The study offers more than the usual pep talk about healthy living. Seven conditions or behaviors account for up to half of the 35 million cases of Alzheimer’s around the world, it found. With no cure or treatment to reverse the mind-robbing disease, preventing new cases is crucial.
The study was presented Tuesday at the Alzheimer’s Association International Conference in France, where sessions on prevention have been drawing standing-room-only crowds for several days.
“Prevention is a particularly attractive option given the state of therapy. That’s why there’s so much interest in it,” said William Thies, the association’s chief scientific officer.
The study was led by Deborah Barnes, associate professor of psychiatry at the University of California, San Francisco. Results also were published online by the British journal Lancet Neurology. The researchers have grants from the Alzheimer’s Association and the U.S. National Institutes on Aging.

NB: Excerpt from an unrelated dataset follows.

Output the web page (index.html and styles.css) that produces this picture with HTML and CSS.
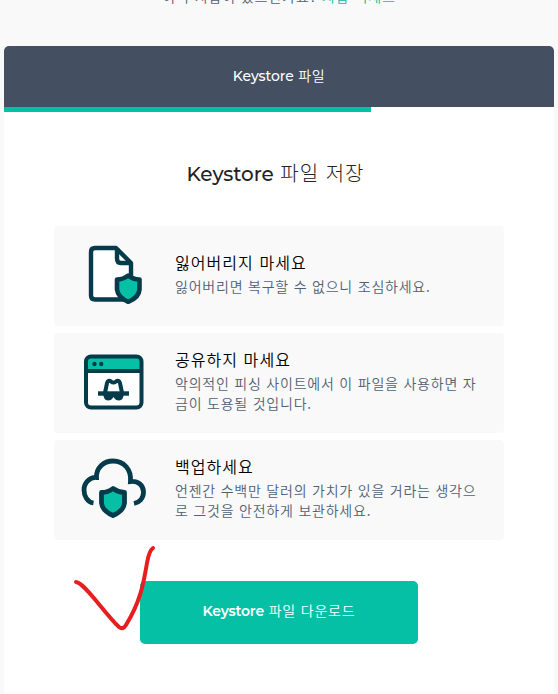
FILE: index.html
```
<!DOCTYPE html>
<html lang="ko">
<head>
    <meta charset="UTF-8">
    <meta name="viewport" content="width=device-width, initial-scale=1.0">
    <title>Keystore 파일</title>
    <link rel="stylesheet" href="styles.css">
</head>
<body>
    <p class="access">이미 지갑이 있으신가요? <a href="#">지갑 액세스</a></p>
    <div class="container">
        <div class="tab"><span class="latin">Keystore</span> 파일</div>
        <div class="progress"><div class="progress-bar"></div></div>
        <div class="content">
            <h1><span class="latin">Keystore</span> 파일 저장</h1>
            <div class="card">
                <svg class="icon" width="90" height="80" viewBox="0 0 90 80">
                    <path d="M25 13H46L61 28V64.500H25Q21 64.500 21 60.500V17Q21 13 25 13Z" fill="#fff" stroke="#053b4b" stroke-width="4.400" stroke-linejoin="round"/>
                    <path d="M47 13V23.500Q47 28 51 28H61" fill="none" stroke="#053b4b" stroke-width="4.400"/>
                    <path d="M58.200 40.500Q63 44.500 69.500 44.500V54.500Q69 62.500 58.200 66.800Q48 62.500 47 54.500V44.500Q53 44.500 58.200 40.500Z" fill="#05c0a5" stroke="#053b4b" stroke-width="4.600" stroke-linejoin="round"/>
                </svg>
                <div class="text">
                    <h2>잃어버리지 마세요</h2>
                    <p>잃어버리면 복구할 수 없으니 조심하세요.</p>
                </div>
            </div>
            <div class="card">
                <svg class="icon" width="90" height="80" viewBox="0 0 90 80">
                    <rect x="16" y="14.500" width="55.500" height="51" rx="5" fill="#fff"/>
                    <path d="M16 28V19.500Q16 14.500 21 14.500H66.500Q71.500 14.500 71.500 19.500V28Z" fill="#05c0a5"/>
                    <rect x="16" y="14.500" width="55.500" height="51" rx="5" fill="none" stroke="#053b4b" stroke-width="4"/>
                    <path d="M16 29H71" stroke="#053b4b" stroke-width="4"/>
                    <circle cx="24.500" cy="22" r="2.200" fill="#053b4b"/>
                    <circle cx="31.200" cy="22" r="2.200" fill="#053b4b"/>
                    <path d="M28 51.500H59" stroke="#053b4b" stroke-width="4.400"/>
                    <path d="M35 51L37 41Q38 37.500 41 39.500Q43.500 41.500 46 39.500Q49 37.500 50 41L52 51" fill="none" stroke="#053b4b" stroke-width="4"/>
                    <path d="M33 51H54Q53.500 58.500 49 58.500Q45.500 58.500 43.500 55Q41.500 58.500 38 58.500Q33.500 58.500 33 51Z" fill="#053b4b"/>
                </svg>
                <div class="text">
                    <h2>공유하지 마세요</h2>
                    <p>악의적인 피싱 사이트에서 이 파일을 사용하면 자<br>금이 도용될 것입니다.</p>
                </div>
            </div>
            <div class="card">
                <svg class="icon" width="90" height="80" viewBox="0 0 90 80">
                    <path d="M23.500 54C17 53 14 46.500 14 41C14 33.500 20 28 26.500 28.500C26 19 33.500 12 43 12C54 12 61.500 20.500 60.500 32.500C68 31.500 73.500 36.500 73.500 43C73.500 49.500 69 53.500 64 54.500" fill="none" stroke="#053b4b" stroke-width="4.800"/>
                    <path d="M43 39.500Q48.500 43.500 54.500 43.500V54Q53.500 62 43 66.500Q32.500 62 31.500 54V43.500Q38 43.500 43 39.500Z" fill="#05c0a5" stroke="#053b4b" stroke-width="4.800" stroke-linejoin="round"/>
                </svg>
                <div class="text">
                    <h2>백업하세요</h2>
                    <p>언젠간 수백만 달러의 가치가 있을 거라는 생각으<br>로 그것을 안전하게 보관하세요.</p>
                </div>
            </div>
            <div class="download">
                <button class="button"><span class="latin">Keystore</span> 파일 다운로드</button>
                <svg class="check" width="84" height="88" viewBox="0 0 84 88">
                    <path d="M4 37C13 38 32 68 47 82Q51 85 54 80C70 54 72 34 75 18Q77 6 81 3" fill="none" stroke="#e71d20" stroke-width="4" stroke-linecap="round" stroke-linejoin="round"/>
                </svg>
            </div>
        </div>
    </div>
</body>
</html>
```

FILE: styles.css
```
* {
    box-sizing: border-box;
}

body {
    margin: 0;
    height: 694px;
    overflow: hidden;
    background: #f9f9f9;
    color: #222;
    font-family: "Noto Sans CJK KR", sans-serif;
    font-weight: 350;
}

.latin {
    font-family: "Montserrat", "Inter", sans-serif;
    letter-spacing: 0;
}

.access {
    margin: -14px 0 0;
    height: 60px;
    text-align: center;
    font-size: 14px;
    line-height: 20px;
    color: #506175;
    letter-spacing: 0.9px;
}

.access a {
    color: #05c0a5;
    text-decoration: none;
}

.container {
    width: 550px;
    height: 648px;
    margin-left: 4px;
    background: #fff;
    border-bottom: 3px solid #fcfcfc;
    border-radius: 5px 5px 0 0;
}

.tab {
    height: 61px;
    line-height: 58px;
    background: #444f61;
    border-radius: 5px 5px 0 0;
    color: #fff;
    font-size: 14px;
    text-align: center;
    letter-spacing: 0.6px;
}

.tab .latin {
    font-weight: 500;
    letter-spacing: -0.1px;
}

.progress-bar {
    width: 367px;
    height: 5px;
    background: #05c0a5;
}

.content {
    padding: 46px 50px 0;
}

h1 {
    margin: 0 0 37px;
    padding-right: 7px;
    font-size: 20px;
    font-weight: 300;
    line-height: 30px;
    text-align: center;
    letter-spacing: 1px;
}

h1 .latin {
    font-weight: 500;
    letter-spacing: -0.1px;
}

.card {
    display: flex;
    align-items: center;
    height: 100px;
    margin-bottom: 7px;
    background: #f9f9f9;
    border-radius: 4px;
}

.icon {
    flex: none;
    margin: 0 15px 2px 16px;
}

.text {
    padding-bottom: 5px;
    white-space: nowrap;
}

h2 {
    margin: 0 0 4px;
    font-size: 16px;
    font-weight: 350;
    line-height: 20px;
    letter-spacing: 1.05px;
    color: #000;
}

.text p {
    margin: 0;
    font-size: 14px;
    line-height: 20px;
    letter-spacing: 0.78px;
    color: #506175;
}

.download {
    position: relative;
    display: flex;
    justify-content: center;
    padding-top: 34px;
}

.button {
    width: 278px;
    height: 63px;
    padding: 0 0 5px;
    border: 0;
    border-radius: 5px;
    background: #05c0a5;
    color: #fff;
    font: inherit;
    font-size: 14px;
    letter-spacing: 0.8px;
}

.button .latin {
    font-weight: 600;
    letter-spacing: -0.2px;
}

/* hand drawn mark next to the button */
.check {
    position: absolute;
    left: 18px;
    top: -2px;
}
```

The study used a mathematical model to estimate the impact of top modifiable risk factors for Alzheimer’s disease: smoking, depression, low education, diabetes, too little exercise, and obesity and high blood pressure in mid-life.
How much of an impact each one has on total Alzheimer’s cases depends on how common it is and how strongly it affects dementia risk. Researchers calculated the impact globally and just for the United States.
Worldwide, the biggest impact on Alzheimer’s cases is low education, because illiteracy is so common, they found. Low education can be a sign of many factors that harm minds, such as poor nutrition. But it also is harmful by itself, because there is less opportunity to develop “brain power” that can carry you into old age.
“Education, even at a young age, starts to build your neural networks,” so being deprived of it means less brain development, Barnes explained.
Smoking had the second biggest impact on cases worldwide, followed by too little exercise.
In the United States, however, inactivity is the leading problem because a third of the population is sedentary, Barnes said.
Depression made the next biggest impact on Alzheimer’s cases in the U.S., followed by smoking and high blood pressure in mid-life. Untreated or inadequately treated depression has long been known to raise the risk of developing Alzheimer’s disease.
Reducing these seven risk factors by 25 percent could mean 3 million fewer cases of Alzheimer’s worldwide, including half a million in the U.S., researchers estimated. Reducing risk factors by 10 percent would translate to 1.1 million fewer cases.
“It gives us a little bit of hope about things we could do now about the epidemic that is coming our way,” Barnes said.
Alzheimer’s cases are expected to triple by 2050, to around 106 million worldwide.
“We can do something about this,” said Dr. Ronald Petersen, a Mayo Clinic dementia specialist who had no role in the study. A common misconception is that you’re “dealt a deck of cards at birth,” he said, but “people need not just sit back and watch this unfold.”